At the instant shown in Fig. 12-45a, cars A and B are traveling with speeds of 18 m/s and 12 m/s, respectively. Also at this instant, A has a decrease in speed of 2 m/s², and B has an increase in speed of 3 m/s². Determine the velocity and acceleration of B with respect to A.
Velocity. The fixed x, y axes are established at an arbitrary point on the ground and the translating x’ , y’ axes are attached to car A, Fig. 12-45a. Why? The relative velocity is determined from v_{B} = v_{A} + v_{B/A} . What are the two unknowns? Using a Cartesian vector analysis, we have
v_{B} = v_{A} + v_{B/A}
– 12j = (-18 cos 60°i – 18 sin 60°j) + v_{B/A}
v_{B/A} = {9i + 3.588j} m/s
Thus,
v_{B/A} = \sqrt{(9)² + (3.588)²} = 9.69 m/s Ans.
Noting that v_{B/A} has +i and +j components, Fig. 12-45b, its direction is
tan θ = \frac{ (v_{B/A} )_{y}}{ (v_{B/A} )_{x}} = \frac{3.588}{9}
θ = 21.7° ⦨ Ans.
Acceleration. Car B has both tangential and normal components of
acceleration. Why? The magnitude of the normal component is
(a_{B})_{n} = \frac{v²_{B}}{ρ} = \frac{(12 m/s)²}{100 m} = 1 440 m/s²
Applying the equation for relative acceleration yields
a_{B} = a_{A} + a_{B/A}
(-1.440i – 3j) = (2 cos 60°i + 2 sin 60°j) + a_{B/A}
a_{B/A} = { -2.440i – 4.732j} m/s²
Here a_{B/A} has -i and -j components.
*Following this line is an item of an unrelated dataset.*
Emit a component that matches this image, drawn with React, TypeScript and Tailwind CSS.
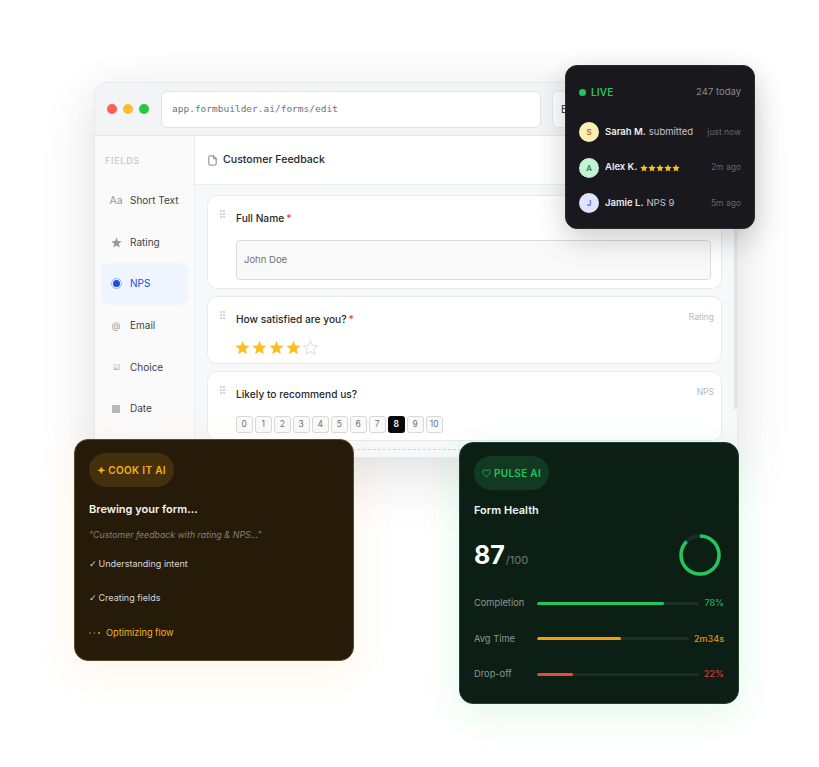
import React from 'react';
import { File } from 'lucide-react';

const FONT = "font-['Inter',sans-serif]";

const FIELDS = [
  { icon: 'Aa', label: 'Short Text', iconClass: 'text-[10.5px] text-[#999]' },
  { icon: 'star', label: 'Rating', iconClass: '' },
  { icon: 'radio', label: 'NPS', iconClass: '' },
  { icon: '@', label: 'Email', iconClass: 'text-[9px] text-[#999]' },
  { icon: '☑', label: 'Choice', iconClass: 'text-[8px] text-[#999]' },
  { icon: 'box', label: 'Date', iconClass: '' },
];

const FEED = [
  { initial: 'S', name: 'Sarah M.', rest: 'submitted', time: 'just now', circle: 'bg-[#fdeeb8] text-[#b45309]' },
  { initial: 'A', name: 'Alex K.', rest: 'stars', time: '2m ago', circle: 'bg-[#c4f2d6] text-[#15803d]' },
  { initial: 'J', name: 'Jamie L.', rest: 'NPS 9', time: '5m ago', circle: 'bg-[#dfe3fd] text-[#4f46e5]' },
];

const METRICS = [
  { label: 'Completion', value: '78%', pct: 78, fill: 'bg-[#22c55e]', text: 'text-[#1fae54]' },
  { label: 'Avg Time', value: '2m34s', pct: 55, fill: 'bg-[#f59e0b]', text: 'text-[#e0920c]' },
  { label: 'Drop-off', value: '22%', pct: 22, fill: 'bg-[#ef4444]', text: 'text-[#d13c3c]' },
];

// sharp five point star, the lucide one has round corners
function SharpStar({ size, className }: { size: number; className: string }) {
  return (
    <svg width={size} height={size} viewBox="0 0 24 24" className={className}>
      <polygon points="12,1 15.1,8.6 23.4,9.3 17.1,14.7 19.1,22.8 12,18.4 4.9,22.8 6.9,14.7 0.6,9.3 8.9,8.6" />
    </svg>
  );
}

function Grip() {
  return (
    <div className="grid grid-cols-[2px_2px] auto-rows-[2px] gap-[1px] self-start mt-[1px] w-[5px] shrink-0 mr-[11px]">
      {[0, 1, 2, 3, 4, 5].map((i) => (
        <span key={i} className="bg-[#d4d4d8]" />
      ))}
    </div>
  );
}

function FormCard({ title, required, tag, height, children }: { title: string; required?: boolean; tag?: string; height: string; children: React.ReactNode }) {
  return (
    <div className={`bg-white rounded-[10px] border border-[#e9eaee] pl-[12px] pr-[10px] pt-[13px] ${height}`}>
      <div className="flex">
        <Grip />
        <div className="flex-1">
          <div className="flex items-center justify-between h-[18px] mt-[1px]">
            <span className="text-[10.2px] font-medium text-[#27272a]">
              {title}
              {required && <span className="text-[#ef4444] ml-[2px]">*</span>}
            </span>
            {tag && <span className="text-[8.5px] text-[#b8b8bd] -mt-[6px] -mr-[3px]">{tag}</span>}
          </div>
          {children}
        </div>
      </div>
    </div>
  );
}

export default function App() {
  return (
    <div className={`relative w-[819px] h-[767px] bg-white overflow-hidden ${FONT}`}>
      <div className="pl-[94px] pt-[82px]">
        {/* Browser window */}
        <div className="w-[644px] h-[376px] rounded-t-[12px] rounded-b-[4px] border border-[#e8e9ec] bg-white overflow-hidden shadow-[0_20px_60px_rgba(0,0,0,0.1),0_0_40px_rgba(0,0,0,0.04)]">
          <div className="h-[53px] bg-[#f3f4f6] border-b border-[#e5e7eb] flex items-center pl-[12px] gap-[6px]">
            <span className="w-[10px] h-[10px] rounded-full bg-[#ff5f57]" />
            <span className="w-[10px] h-[10px] rounded-full bg-[#febc2e]" />
            <span className="w-[10px] h-[10px] rounded-full bg-[#28c840]" />
            <div className="ml-[6px] w-[380px] h-[37px] bg-white rounded-[6px] border border-[#e2e3e7] flex items-center pl-[10px] font-['DejaVu_Sans_Mono',monospace] text-[9.5px] text-[#6b7280]">
              app.formbuilder.ai/forms/edit
            </div>
            <div className="ml-[5px] w-[80px] h-[37px] bg-white rounded-[6px] border border-[#e8e9ec] flex items-center pl-[8px] text-[10px] text-[#27272a]">
              Build
            </div>
          </div>

          <div className="flex h-[322px]">
            <div className="w-[100px] shrink-0 bg-[#fafafa] border-r border-[#ececef] px-[6px] pt-[19px]">
              <div className="text-[9px] font-medium tracking-[0.08em] text-[#c8c8cc] pl-[4px] mb-[13px] h-[12px] leading-[12px]">FIELDS</div>
              <div className="flex flex-col">
                {FIELDS.map((f) => (
                  <div
                    key={f.label}
                    className={`h-[41.6px] rounded-[8px] flex items-center pl-[8px] gap-[7px] text-[10px] ${
                      f.label === 'NPS' ? 'bg-[#eef5ff] text-[#1d4ed8]' : 'text-[#3f3f46]'
                    }`}
                  >
                    <span className={`w-[14px] flex justify-center ${f.iconClass}`}>
                      {f.icon === 'radio' ? (
                        <span className="w-[7px] h-[7px] rounded-full bg-[#1d4ed8] outline outline-[1px] outline-offset-[1px] outline-[#93b4f5]" />
                      ) : f.icon === 'box' ? (
                        <span className="w-[8px] h-[8px] bg-[#b8b8bc]" />
                      ) : f.icon === 'star' ? (
                        <SharpStar size={11} className="fill-[#999]" />
                      ) : (
                        f.icon
                      )}
                    </span>
                    {f.label}
                  </div>
                ))}
              </div>
            </div>

            <div className="flex-1 min-w-0 bg-[#f7f8fa] relative">
              <div className="h-[49px] bg-white border-b border-[#ececef] flex items-center pl-[12px] gap-[5px] text-[10.6px] font-medium text-[#27272a]">
                <File size={11} className="text-[#777]" />
                Customer Feedback
              </div>
              <div className="flex flex-col gap-[7px] pl-[12px] pr-[15px] pt-[10px]">
                <FormCard title="Full Name" required height="h-[94px]">
                  <div className="mt-[12px] h-[40px] rounded-[4px] bg-[#f9f9f9] border border-[#dcdcdf] flex items-center pl-[7px] text-[9.5px] text-[#71717a]">
                    John Doe
                  </div>
                </FormCard>
                <FormCard title="How satisfied are you?" required tag="Rating" height="h-[68px]">
                  <div className="mt-[11px] flex gap-[2px] -ml-[1px]">
                    {[0, 1, 2, 3].map((i) => (
                      <SharpStar key={i} size={15} className="fill-[#fbbf24]" />
                    ))}
                    <SharpStar size={15} className="fill-none stroke-[#d8d8dc] stroke-[1.5]" />
                  </div>
                </FormCard>
                <FormCard title="Likely to recommend us?" tag="NPS" height="h-[70px]">
                  <div className="mt-[12px] flex gap-[2.5px]">
                    {[0, 1, 2, 3, 4, 5, 6, 7, 8, 9, 10].map((n) => (
                      <span
                        key={n}
                        className={`min-w-[16.5px] px-[1px] h-[17px] rounded-[3px] flex items-center justify-center text-[8.5px] ${
                          n === 8 ? 'bg-[#09090b] text-white font-semibold' : 'bg-[#fafafa] border border-[#d8d8dc] text-[#71717a]'
                        }`}
                      >
                        {n}
                      </span>
                    ))}
                  </div>
                </FormCard>
                <div className="h-[1px] mt-[1px] border-t border-dashed border-[#d4d4d8]" />
              </div>
              <div className="absolute right-0 top-0 w-[3px] h-[273px] bg-[#e2e2e4]" />
            </div>
          </div>
        </div>
      </div>

      {/* Live feed */}
      <div className="absolute left-[565px] top-[65px] w-[190px] h-[164px] rounded-[12px] bg-[#18181d] border border-[#2a2a30] shadow-[0_10px_30px_rgba(0,0,0,0.2)] px-[13px] pt-[19px]">
        <div className="flex items-center justify-between h-[14px]">
          <span className="flex items-center gap-[5px] text-[10px] font-semibold text-[#22c55e] tracking-[0.02em]">
            <span className="w-[7px] h-[7px] rounded-full bg-[#22c55e]" />
            LIVE
          </span>
          <span className="text-[9.5px] text-[#8a8a90]">247 today</span>
        </div>
        <div className="flex flex-col gap-[15.5px] mt-[23px]">
          {FEED.map((f) => (
            <div key={f.name} className="flex items-center h-[20px]">
              <span className={`w-[20px] h-[20px] rounded-full flex items-center justify-center text-[8px] font-medium shrink-0 ${f.circle}`}>
                {f.initial}
              </span>
              <span className="ml-[6px] flex-1 flex items-center gap-[3px] text-[9.5px] text-[#c4c4c8] whitespace-nowrap">
                <span className="font-semibold text-[#ececee]">{f.name}</span>
                {f.rest === 'stars' ? (
                  <span className="flex">
                    {[0, 1, 2, 3, 4].map((i) => (
                      <SharpStar key={i} size={8} className="fill-[#fbbf24]" />
                    ))}
                  </span>
                ) : (
                  f.rest
                )}
              </span>
              <span className="text-[8.5px] text-[#66666c] whitespace-nowrap">{f.time}</span>
            </div>
          ))}
        </div>
      </div>

      {/* Cook it AI */}
      <div className="absolute left-[74px] top-[439px] w-[280px] h-[222px] rounded-[14px] bg-[#261a09] border border-[#5a4a2c] shadow-[0_10px_40px_rgba(245,158,11,0.1)] px-[14px] pt-[13px]">
        <div className="inline-flex items-center h-[34px] px-[8px] rounded-full bg-[#44300c] text-[#f5b50f] text-[10px] font-semibold tracking-[0.035em]">
          ✦ COOK IT AI
        </div>
        <div className="mt-[14px] text-[11px] font-semibold text-[#f4f4f5] h-[16px] leading-[16px]">Brewing your form...</div>
        <div className="mt-[12px] text-[8.8px] italic text-[#85807a] h-[12px] leading-[12px]">"Customer feedback with rating &amp; NPS..."</div>
        <div className="mt-[17px] text-[9px] text-[#d8d8d8] h-[12px] leading-[12px]">
          <span className="font-['DejaVu_Sans',sans-serif] mr-[2px]">✓</span>Understanding intent
        </div>
        <div className="mt-[22px] text-[9px] text-[#d8d8d8] h-[12px] leading-[12px]">
          <span className="font-['DejaVu_Sans',sans-serif] mr-[2px]">✓</span>Creating fields
        </div>
        <div className="mt-[23px] flex items-center gap-[4px] text-[9.2px] text-[#f5b50f] h-[12px] leading-[12px]">
          <span className="flex gap-[3px] w-[13px]">
            <span className="w-[1.5px] h-[1.5px] rounded-full bg-[#8a6a14]" />
            <span className="w-[1.5px] h-[1.5px] rounded-full bg-[#a37d14]" />
            <span className="w-[2px] h-[2px] rounded-full bg-[#d9a20f]" />
          </span>
          Optimizing flow
        </div>
      </div>

      {/* Pulse AI */}
      <div className="absolute left-[459px] top-[442px] w-[280px] h-[262px] rounded-[14px] bg-[#0c1f15] border border-[#21402e] shadow-[0_10px_40px_rgba(34,197,94,0.12)] px-[14px] pt-[13px]">
        <div className="inline-flex items-center gap-[3px] h-[34px] px-[8px] rounded-full bg-[#123a22] text-[#22c55e] text-[10px] font-semibold tracking-[0.03em]">
          <svg width="9" height="9" viewBox="0 0 24 24" fill="none" stroke="currentColor" strokeWidth="2">
            <path d="M12 21 C5 15 2 12 2 8 a5 5 0 0 1 10 -2 a5 5 0 0 1 10 2 C22 12 19 15 12 21Z" />
          </svg>
          PULSE AI
        </div>
        <div className="mt-[12px] text-[11px] font-semibold text-[#f4f4f5] h-[16px] leading-[16px]">Form Health</div>
        <div className="flex items-center justify-between mt-[15px] pr-[2px]">
          <div className="flex items-baseline">
            <span className="text-[25px] font-bold text-white leading-[44px]">87</span>
            <span className="text-[11px] text-[#6f7a74] ml-[1px]">/100</span>
          </div>
          <svg width="44" height="44" viewBox="0 0 44 44" className="-rotate-90">
            <circle cx="22" cy="22" r="19" fill="none" stroke="#1d2f25" strokeWidth="3.5" />
            <circle cx="22" cy="22" r="19" fill="none" stroke="#22c55e" strokeWidth="3.5" strokeDasharray="103.9 119.4" />
          </svg>
        </div>
        <div className="flex flex-col gap-[21.5px] mt-[19px]">
          {METRICS.map((m) => (
            <div key={m.label} className="flex items-center h-[14px] text-[9.3px]">
              <span className="w-[63px] shrink-0 text-[#8b9690]">{m.label}</span>
              <div className="flex-1 h-[3px] rounded-full bg-[#1d2f25] overflow-hidden">
                <div className={`h-full rounded-full ${m.fill}`} style={{ width: `${m.pct}%` }} />
              </div>
              <span className={`ml-[5px] text-[9px] font-medium ${m.text}`}>{m.value}</span>
            </div>
          ))}
        </div>
      </div>
    </div>
  );
}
Thus, from Fig. 12-45c,
a_{B/A} = \sqrt{(2.440)² + (4.732)²} = 5.32 m/s²
tan Φ = \frac{ (a_{B/A} )_{y}}{ (a_{B/A} )_{x}} = \frac{4.732}{2.440}
Φ = 62.7° \measuredangle Ans.
NOTE: Is it possible to obtain the relative acceleration of a_{B/A} using this method? Refer to the comment made at the end of Example 12.26.